__Source excerpt__
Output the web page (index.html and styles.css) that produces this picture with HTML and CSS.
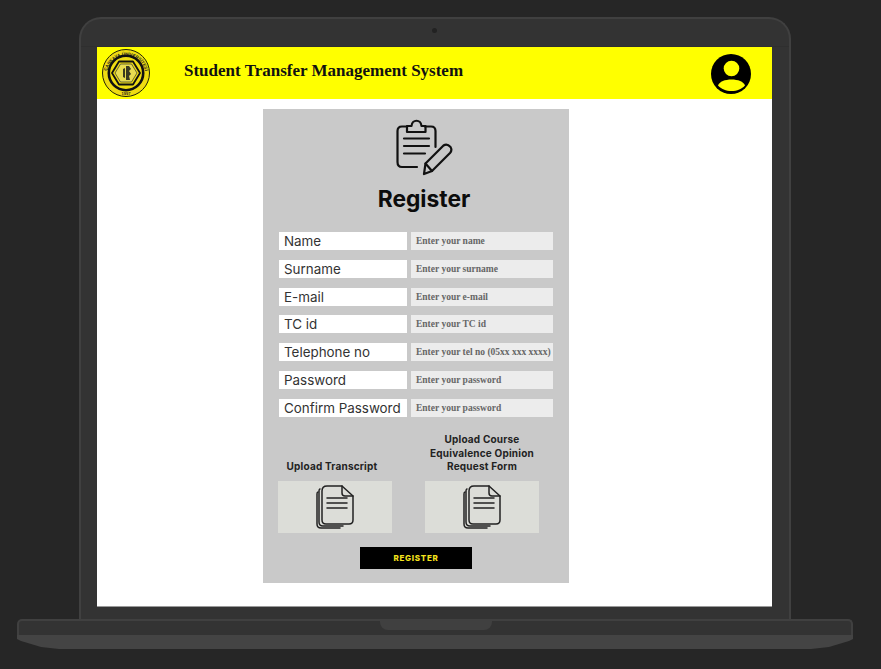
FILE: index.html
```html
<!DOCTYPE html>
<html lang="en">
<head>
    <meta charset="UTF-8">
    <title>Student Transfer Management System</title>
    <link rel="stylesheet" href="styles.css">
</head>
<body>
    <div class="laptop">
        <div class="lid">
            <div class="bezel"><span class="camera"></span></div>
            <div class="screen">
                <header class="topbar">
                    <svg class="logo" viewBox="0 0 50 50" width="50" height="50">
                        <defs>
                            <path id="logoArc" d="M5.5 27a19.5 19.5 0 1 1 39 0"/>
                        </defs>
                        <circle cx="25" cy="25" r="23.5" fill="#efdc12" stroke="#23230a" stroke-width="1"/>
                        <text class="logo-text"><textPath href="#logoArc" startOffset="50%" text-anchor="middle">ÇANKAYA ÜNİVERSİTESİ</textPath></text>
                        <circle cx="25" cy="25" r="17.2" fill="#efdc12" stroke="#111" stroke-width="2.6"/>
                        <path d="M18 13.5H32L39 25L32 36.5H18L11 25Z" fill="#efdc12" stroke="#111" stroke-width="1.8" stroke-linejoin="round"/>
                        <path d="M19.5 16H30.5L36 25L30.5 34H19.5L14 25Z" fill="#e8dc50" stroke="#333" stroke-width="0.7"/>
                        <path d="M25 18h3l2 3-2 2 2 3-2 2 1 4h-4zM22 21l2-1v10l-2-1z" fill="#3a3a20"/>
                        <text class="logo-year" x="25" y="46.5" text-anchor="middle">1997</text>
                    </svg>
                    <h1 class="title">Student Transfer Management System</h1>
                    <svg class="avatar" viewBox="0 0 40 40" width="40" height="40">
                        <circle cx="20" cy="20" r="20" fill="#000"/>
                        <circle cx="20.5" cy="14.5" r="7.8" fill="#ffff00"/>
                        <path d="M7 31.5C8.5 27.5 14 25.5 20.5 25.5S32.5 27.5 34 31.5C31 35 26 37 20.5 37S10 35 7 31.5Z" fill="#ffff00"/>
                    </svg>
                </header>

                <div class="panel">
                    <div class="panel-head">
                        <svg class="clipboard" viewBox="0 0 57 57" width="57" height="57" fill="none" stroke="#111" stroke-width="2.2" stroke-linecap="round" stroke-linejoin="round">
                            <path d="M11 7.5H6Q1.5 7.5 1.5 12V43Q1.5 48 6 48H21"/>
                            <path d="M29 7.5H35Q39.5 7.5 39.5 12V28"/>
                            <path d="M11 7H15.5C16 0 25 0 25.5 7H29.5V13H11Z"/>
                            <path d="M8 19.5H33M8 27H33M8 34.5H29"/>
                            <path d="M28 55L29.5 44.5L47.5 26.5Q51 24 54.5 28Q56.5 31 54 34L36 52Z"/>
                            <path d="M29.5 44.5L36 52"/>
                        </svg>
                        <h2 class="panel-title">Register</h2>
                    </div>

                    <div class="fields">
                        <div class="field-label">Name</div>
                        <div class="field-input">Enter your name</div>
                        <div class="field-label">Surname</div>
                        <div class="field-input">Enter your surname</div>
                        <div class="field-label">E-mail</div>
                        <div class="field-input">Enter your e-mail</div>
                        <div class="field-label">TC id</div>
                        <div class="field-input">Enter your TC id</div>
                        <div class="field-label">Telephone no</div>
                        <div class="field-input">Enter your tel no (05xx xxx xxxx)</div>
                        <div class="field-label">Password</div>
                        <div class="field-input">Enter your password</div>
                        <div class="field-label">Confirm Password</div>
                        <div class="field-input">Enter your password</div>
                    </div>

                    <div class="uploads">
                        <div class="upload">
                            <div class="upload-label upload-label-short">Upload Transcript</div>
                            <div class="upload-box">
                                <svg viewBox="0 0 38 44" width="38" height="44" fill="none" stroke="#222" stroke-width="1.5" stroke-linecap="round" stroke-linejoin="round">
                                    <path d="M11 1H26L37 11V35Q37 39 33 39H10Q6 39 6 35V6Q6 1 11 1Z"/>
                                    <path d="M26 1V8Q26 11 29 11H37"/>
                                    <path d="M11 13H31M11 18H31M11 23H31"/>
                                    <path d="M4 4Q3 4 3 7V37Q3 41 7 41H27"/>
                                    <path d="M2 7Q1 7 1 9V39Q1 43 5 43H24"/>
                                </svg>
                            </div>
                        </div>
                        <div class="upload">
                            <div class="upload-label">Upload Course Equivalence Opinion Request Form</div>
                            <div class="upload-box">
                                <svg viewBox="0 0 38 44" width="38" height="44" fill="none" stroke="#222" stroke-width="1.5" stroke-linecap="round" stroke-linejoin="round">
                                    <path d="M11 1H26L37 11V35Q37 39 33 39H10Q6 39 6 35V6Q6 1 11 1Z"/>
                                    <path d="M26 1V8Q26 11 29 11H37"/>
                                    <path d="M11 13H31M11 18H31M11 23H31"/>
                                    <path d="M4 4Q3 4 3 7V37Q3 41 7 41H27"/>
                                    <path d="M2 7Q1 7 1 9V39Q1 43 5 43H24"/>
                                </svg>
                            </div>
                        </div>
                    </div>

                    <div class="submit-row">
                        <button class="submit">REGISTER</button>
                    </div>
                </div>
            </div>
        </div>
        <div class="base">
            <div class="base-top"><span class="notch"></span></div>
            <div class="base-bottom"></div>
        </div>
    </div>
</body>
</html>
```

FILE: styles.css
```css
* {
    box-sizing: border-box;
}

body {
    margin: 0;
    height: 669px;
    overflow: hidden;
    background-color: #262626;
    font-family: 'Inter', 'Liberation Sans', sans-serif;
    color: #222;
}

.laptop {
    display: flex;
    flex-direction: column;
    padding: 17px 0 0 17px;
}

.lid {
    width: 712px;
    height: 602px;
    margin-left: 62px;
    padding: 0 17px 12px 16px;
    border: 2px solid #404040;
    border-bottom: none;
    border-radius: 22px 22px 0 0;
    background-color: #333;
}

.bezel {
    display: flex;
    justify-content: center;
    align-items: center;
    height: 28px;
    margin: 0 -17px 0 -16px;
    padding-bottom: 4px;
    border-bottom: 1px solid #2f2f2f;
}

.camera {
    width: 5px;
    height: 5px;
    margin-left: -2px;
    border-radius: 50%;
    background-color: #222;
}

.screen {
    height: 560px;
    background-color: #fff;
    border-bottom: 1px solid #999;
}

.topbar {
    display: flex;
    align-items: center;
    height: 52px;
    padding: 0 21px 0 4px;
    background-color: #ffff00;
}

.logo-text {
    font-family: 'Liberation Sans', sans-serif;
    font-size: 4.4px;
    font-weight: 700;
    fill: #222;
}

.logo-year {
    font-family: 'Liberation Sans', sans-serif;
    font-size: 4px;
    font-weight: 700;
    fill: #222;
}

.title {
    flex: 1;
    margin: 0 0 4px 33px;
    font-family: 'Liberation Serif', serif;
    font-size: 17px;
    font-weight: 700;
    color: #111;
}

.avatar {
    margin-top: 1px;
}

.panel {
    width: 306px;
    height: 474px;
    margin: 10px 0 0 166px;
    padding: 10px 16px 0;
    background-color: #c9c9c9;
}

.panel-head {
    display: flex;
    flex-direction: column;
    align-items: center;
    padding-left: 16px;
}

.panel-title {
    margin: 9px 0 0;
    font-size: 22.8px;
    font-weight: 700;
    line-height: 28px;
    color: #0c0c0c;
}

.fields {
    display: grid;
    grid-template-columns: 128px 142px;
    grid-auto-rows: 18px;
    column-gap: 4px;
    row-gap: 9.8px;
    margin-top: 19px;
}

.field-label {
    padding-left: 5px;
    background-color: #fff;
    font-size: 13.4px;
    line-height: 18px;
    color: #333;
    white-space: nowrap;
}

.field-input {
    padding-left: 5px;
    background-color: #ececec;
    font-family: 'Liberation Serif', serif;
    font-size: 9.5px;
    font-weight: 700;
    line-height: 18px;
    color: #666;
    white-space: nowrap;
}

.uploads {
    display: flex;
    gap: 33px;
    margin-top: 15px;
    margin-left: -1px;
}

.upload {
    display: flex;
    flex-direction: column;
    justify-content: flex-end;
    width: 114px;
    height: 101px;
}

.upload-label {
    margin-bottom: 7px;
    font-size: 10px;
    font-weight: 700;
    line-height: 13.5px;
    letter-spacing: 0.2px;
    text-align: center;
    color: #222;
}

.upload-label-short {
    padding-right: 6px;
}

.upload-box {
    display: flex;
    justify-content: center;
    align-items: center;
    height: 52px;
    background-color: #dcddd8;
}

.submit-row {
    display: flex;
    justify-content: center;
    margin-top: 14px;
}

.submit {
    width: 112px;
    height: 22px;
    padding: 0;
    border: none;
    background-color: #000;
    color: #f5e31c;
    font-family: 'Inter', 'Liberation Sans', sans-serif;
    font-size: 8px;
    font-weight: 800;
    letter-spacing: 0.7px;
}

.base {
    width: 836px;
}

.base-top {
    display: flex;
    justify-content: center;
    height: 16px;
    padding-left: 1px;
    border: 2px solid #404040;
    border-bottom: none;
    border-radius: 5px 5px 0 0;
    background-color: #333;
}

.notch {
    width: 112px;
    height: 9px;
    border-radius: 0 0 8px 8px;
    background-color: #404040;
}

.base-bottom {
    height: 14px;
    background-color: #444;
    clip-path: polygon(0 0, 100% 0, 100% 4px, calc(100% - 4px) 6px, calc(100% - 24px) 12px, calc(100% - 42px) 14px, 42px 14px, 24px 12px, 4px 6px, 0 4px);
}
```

__Exercise requirements__
Count the lines of the material that include the word "styles", then report only the total.

__Result for this exercise__
3